Short problem
Scan the entries below. List each line with "that".
**********
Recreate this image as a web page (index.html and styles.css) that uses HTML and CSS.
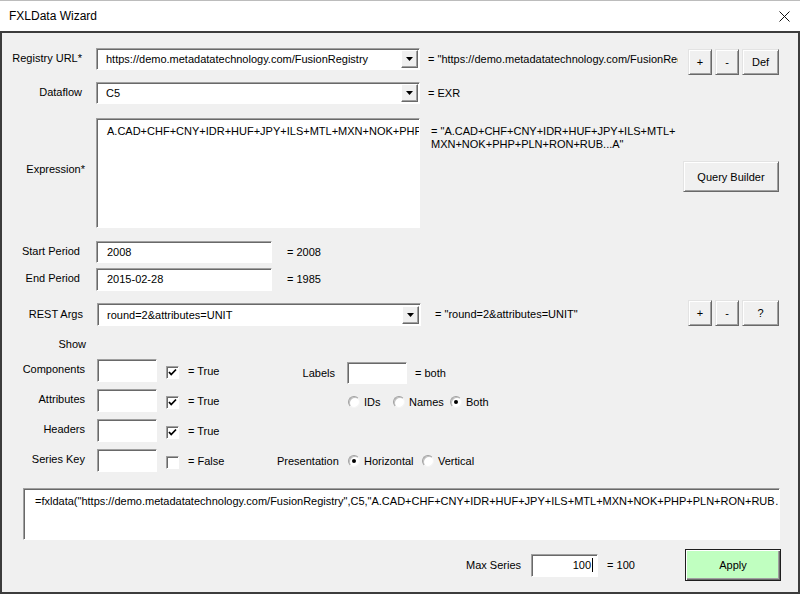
FILE: index.html
```html
<!DOCTYPE html>
<html lang="en">

<head>
    <meta charset="UTF-8">
    <title>FXLData Wizard</title>
    <link rel="stylesheet" href="styles.css">
</head>

<body>
    <div class="window">
        <div class="titlebar">
            <span class="title">FXLData Wizard</span>
            <svg class="close" width="11" height="11" viewBox="0 0 11 11">
                <path d="M0.5 0.5L10.5 10.5M10.5 0.5L0.5 10.5" stroke="#111" stroke-width="1" fill="none" />
            </svg>
        </div>

        <div class="dialog">
            <!-- registry -->
            <div class="row row-url">
                <div class="lbl">Registry URL*</div>
                <div class="combo sunken">
                    <span class="combo-text">https://demo.metadatatechnology.com/FusionRegistry</span>
                    <span class="drop"><svg width="7" height="4" viewBox="0 0 7 4"><path d="M0 0H7L3.5 4Z" /></svg></span>
                </div>
                <div class="eq eq-clip">= "https://demo.metadatatechnology.com/FusionReg</div>
                <div class="btns">
                    <button class="btn">+</button>
                    <button class="btn">-</button>
                    <button class="btn btn-wide">Def</button>
                </div>
            </div>

            <div class="row row-flow">
                <div class="lbl">Dataflow</div>
                <div class="combo sunken">
                    <span class="combo-text">C5</span>
                    <span class="drop"><svg width="7" height="4" viewBox="0 0 7 4"><path d="M0 0H7L3.5 4Z" /></svg></span>
                </div>
                <div class="eq">= EXR</div>
            </div>

            <!-- expression -->
            <div class="row row-expr">
                <div class="lbl lbl-expr">Expression*</div>
                <div class="memo sunken">A.CAD+CHF+CNY+IDR+HUF+JPY+ILS+MTL+MXN+NOK+PHP+PLN</div>
                <div class="eq eq-expr">= "A.CAD+CHF+CNY+IDR+HUF+JPY+ILS+MTL+<br>MXN+NOK+PHP+PLN+RON+RUB...A"</div>
                <button class="btn btn-query">Query Builder</button>
            </div>

            <div class="row row-start">
                <div class="lbl lbl-period">Start Period</div>
                <div class="textbox sunken">2008</div>
                <div class="eq eq-period">= 2008</div>
            </div>

            <div class="row row-end">
                <div class="lbl lbl-period">End Period</div>
                <div class="textbox sunken">2015-02-28</div>
                <div class="eq eq-period">= 1985</div>
            </div>

            <div class="row row-rest">
                <div class="lbl lbl-rest">REST Args</div>
                <div class="combo combo-rest sunken">
                    <span class="combo-text">round=2&amp;attributes=UNIT</span>
                    <span class="drop"><svg width="7" height="4" viewBox="0 0 7 4"><path d="M0 0H7L3.5 4Z" /></svg></span>
                </div>
                <div class="eq eq-rest">= "round=2&amp;attributes=UNIT"</div>
                <div class="btns">
                    <button class="btn">+</button>
                    <button class="btn">-</button>
                    <button class="btn btn-wide">?</button>
                </div>
            </div>

            <div class="show-title">Show</div>

            <!-- show options -->
            <div class="show">
                <div class="show-left">
                    <div class="opt-row">
                        <div class="lbl lbl-show">Components</div>
                        <div class="small-box sunken"></div>
                        <span class="check sunken"><svg width="11" height="11" viewBox="0 0 11 11"><path d="M2 5L4.2 7.5L9 2.5" stroke="#000" stroke-width="1.8" fill="none" /></svg></span>
                        <span class="eq eq-check">= True</span>
                    </div>
                    <div class="opt-row">
                        <div class="lbl lbl-show">Attributes</div>
                        <div class="small-box sunken"></div>
                        <span class="check sunken"><svg width="11" height="11" viewBox="0 0 11 11"><path d="M2 5L4.2 7.5L9 2.5" stroke="#000" stroke-width="1.8" fill="none" /></svg></span>
                        <span class="eq eq-check">= True</span>
                    </div>
                    <div class="opt-row">
                        <div class="lbl lbl-show">Headers</div>
                        <div class="small-box sunken"></div>
                        <span class="check sunken"><svg width="11" height="11" viewBox="0 0 11 11"><path d="M2 5L4.2 7.5L9 2.5" stroke="#000" stroke-width="1.8" fill="none" /></svg></span>
                        <span class="eq eq-check">= True</span>
                    </div>
                    <div class="opt-row">
                        <div class="lbl lbl-show">Series Key</div>
                        <div class="small-box sunken"></div>
                        <span class="check sunken"></span>
                        <span class="eq eq-check">= False</span>
                    </div>
                </div>

                <div class="show-right">
                    <div class="labels-row">
                        <div class="rlbl">Labels</div>
                        <div class="small-box sunken"></div>
                        <span class="eq">= both</span>
                    </div>
                    <div class="radio-row">
                        <span class="radio-opt opt-ids"><span class="radio"></span>IDs</span>
                        <span class="radio-opt opt-names"><span class="radio"></span>Names</span>
                        <span class="radio-opt"><span class="radio on"></span>Both</span>
                    </div>
                    <div class="pres-row">
                        <div class="rlbl">Presentation</div>
                        <span class="radio-opt opt-horiz"><span class="radio on"></span>Horizontal</span>
                        <span class="radio-opt"><span class="radio"></span>Vertical</span>
                    </div>
                </div>
            </div>

            <div class="formula sunken">=fxldata("https://demo.metadatatechnology.com/FusionRegistry",C5,"A.CAD+CHF+CNY+IDR+HUF+JPY+ILS+MTL+MXN+NOK+PHP+PLN+RON+RUB…A"</div>

            <div class="row row-bottom">
                <div class="max-lbl">Max Series</div>
                <div class="max-box sunken">100<span class="caret"></span></div>
                <div class="eq eq-max">= 100</div>
                <button class="btn btn-apply">Apply</button>
            </div>
        </div>
    </div>
</body>

</html>
```

FILE: styles.css
```css
* {
    box-sizing: border-box;
}

body {
    margin: 0;
    font-family: "Liberation Sans", Arial, sans-serif;
    font-size: 11px;
    color: #000;
    background: #f0f0f0;
}

.window {
    width: 800px;
    height: 594px;
    display: flex;
    flex-direction: column;
    background: #fff;
}

.titlebar {
    height: 31px;
    flex-shrink: 0;
    border-top: 1px solid #bcbcbc;
    display: flex;
    align-items: center;
    padding: 0 10px 0 9px;
}

.title {
    font-size: 12px;
}

.close {
    margin-left: auto;
}

.dialog {
    flex: 1;
    background: #f0f0f0;
    border: 2px solid #3c3c3c;
    display: flex;
    flex-direction: column;
}

/* 3d sunken look for edit fields */
.sunken {
    background: #fff;
    border: 1px solid;
    border-color: #a0a0a0 #fff #fff #a0a0a0;
    box-shadow: inset 1px 1px 0 #696969;
}

.row {
    display: flex;
    align-items: flex-start;
}

.lbl {
    width: 80px;
    flex-shrink: 0;
    text-align: right;
    line-height: 21px;
}

.eq {
    line-height: 22px;
    white-space: nowrap;
}

.row-url {
    margin-top: 15px;
}

.row-flow {
    margin-top: 7px;
}

.combo {
    width: 324px;
    height: 22px;
    margin-left: 14px;
    display: flex;
    align-items: center;
    padding-left: 9px;
}

.combo-text {
    flex: 1;
    white-space: nowrap;
    overflow: hidden;
}

.drop {
    width: 17px;
    height: 18px;
    margin-right: 1px;
    background: #f0f0f0;
    border: 1px solid;
    border-color: #fff #696969 #696969 #fff;
    box-shadow: inset -1px -1px 0 #a0a0a0;
    display: flex;
    align-items: center;
    justify-content: center;
}

.row > .eq {
    margin-left: 8px;
}

.eq-clip {
    width: 250px;
    overflow: hidden;
}

.btns {
    display: flex;
    gap: 3px;
    margin-left: auto;
    margin-right: 19px;
    margin-top: 1px;
}

.btn {
    height: 26px;
    width: 24px;
    padding: 0;
    font: inherit;
    color: #000;
    background: #f0f0f0;
    border: 1px solid;
    border-color: #e3e3e3 #696969 #696969 #e3e3e3;
    box-shadow: inset 1px 1px 0 #fff, inset -1px -1px 0 #a0a0a0;
}

.btn-wide {
    width: 37px;
}

/* expression */
.row-expr {
    margin-top: 14px;
}

.lbl-expr {
    width: 83px;
    padding-top: 44px;
    line-height: 14px;
}

.memo {
    width: 324px;
    height: 110px;
    margin-left: 11px;
    padding: 5px 0 0 10px;
    line-height: 14px;
    white-space: nowrap;
    overflow: hidden;
}

.row > .eq-expr {
    margin-left: 11px;
    margin-top: 7px;
    line-height: 13px;
}

.btn-query {
    width: 96px;
    height: 31px;
    margin-left: auto;
    margin-right: 19px;
    margin-top: 43px;
}

.row-start {
    margin-top: 13px;
}

.row-end {
    margin-top: 5px;
}

.lbl-period {
    width: 78px;
}

.textbox {
    width: 176px;
    height: 22px;
    margin-left: 16px;
    padding-left: 10px;
    line-height: 20px;
}

.row-end .textbox {
    height: 23px;
    line-height: 21px;
}

.row > .eq-period {
    margin-left: 15px;
}

/* rest args */
.row-rest {
    margin-top: 9px;
}

.lbl-rest {
    width: 81px;
    line-height: 22px;
    margin-top: 3px;
}

.combo-rest {
    height: 23px;
    margin-left: 14px;
    margin-top: 3px;
}

.row > .eq-rest {
    margin-left: 14px;
    line-height: 23px;
    margin-top: 3px;
}

.row-rest .btns {
    margin-top: 0;
}

.show-title {
    width: 84px;
    text-align: right;
    line-height: 14px;
    margin-top: 11px;
}

/* show options */
.show {
    display: flex;
    margin-top: 8px;
}

.show-left {
    width: 275px;
    display: flex;
    flex-direction: column;
    gap: 7px;
}

.opt-row {
    display: flex;
    align-items: center;
    height: 23px;
}

.lbl-show {
    width: 83px;
    margin-top: -3px;
}

.small-box {
    width: 60px;
    height: 23px;
    margin-left: 12px;
}

.check {
    width: 13px;
    height: 13px;
    margin-left: 9px;
    margin-top: 4px;
    display: flex;
    align-items: center;
    justify-content: center;
}

.opt-row .eq-check {
    margin-left: 9px;
}

.show-right {
    display: flex;
    flex-direction: column;
}

.labels-row {
    display: flex;
    align-items: center;
    margin-top: 3px;
    height: 22px;
}

.rlbl {
    width: 60px;
    text-align: right;
}

.labels-row .rlbl {
    padding-right: 2px;
}

.labels-row .small-box {
    height: 22px;
    margin-left: 10px;
}

.labels-row .eq {
    margin-left: 8px;
}

.radio-row {
    display: flex;
    align-items: center;
    height: 14px;
    margin-top: 11px;
    margin-left: 71px;
}

.radio-opt {
    display: flex;
    align-items: center;
    gap: 4px;
}

.opt-ids {
    width: 45px;
}

.opt-names {
    width: 57px;
}

.opt-horiz {
    width: 74px;
}

.radio {
    width: 12px;
    height: 12px;
    border-radius: 50%;
    background: #fff;
    border: 1px solid;
    border-color: #a0a0a0 #f4f4f4 #f4f4f4 #a0a0a0;
    box-shadow: inset 1px 1px 0 #c0c0c0;
    display: flex;
    align-items: center;
    justify-content: center;
}

.radio.on::after {
    content: "";
    width: 4px;
    height: 4px;
    border-radius: 50%;
    background: #000;
}

.pres-row {
    display: flex;
    align-items: center;
    height: 23px;
    margin-top: 40px;
}

.pres-row .rlbl {
    margin-right: 11px;
}

/* formula and bottom bar */
.formula {
    width: 757px;
    height: 52px;
    margin-left: 21px;
    margin-top: 16px;
    padding: 5px 0 0 11px;
    line-height: 14px;
    white-space: nowrap;
    overflow: hidden;
}

.row-bottom {
    margin-top: 9px;
    align-items: center;
}

.max-lbl {
    margin-left: 464px;
}

.max-box {
    width: 67px;
    height: 23px;
    margin-left: 10px;
    padding-right: 4px;
    display: flex;
    align-items: center;
    justify-content: flex-end;
}

.caret {
    width: 1px;
    height: 14px;
    background: #000;
    margin-left: 1px;
}

.row > .eq-max {
    margin-left: 9px;
}

.btn-apply {
    width: 96px;
    height: 32px;
    margin-left: auto;
    margin-right: 17px;
    background: #c0ffc0;
    border: 1px solid #1e1e1e;
    box-shadow: inset 1px 1px 0 #fff, inset -1px -1px 0 #696969, inset -2px -2px 0 #a0a0a0;
}
```
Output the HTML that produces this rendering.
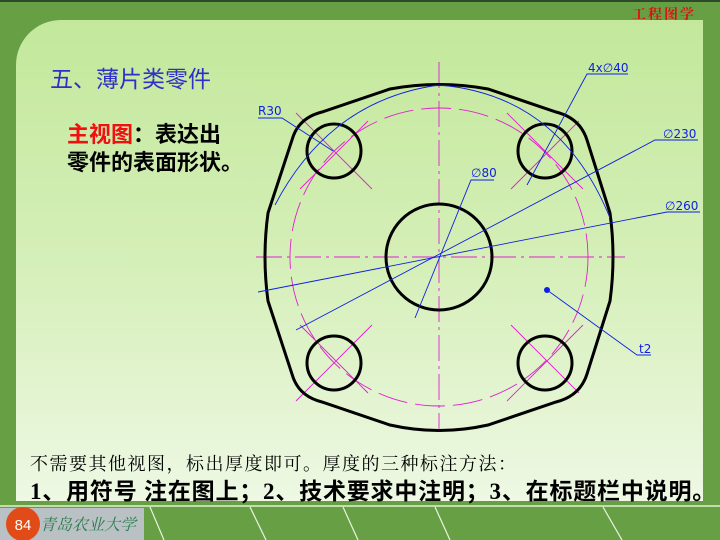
**********
Exercise answer
Recreate this image as a web page (index.html and styles.css) that uses HTML and CSS.
Output the HTML that produces this rendering.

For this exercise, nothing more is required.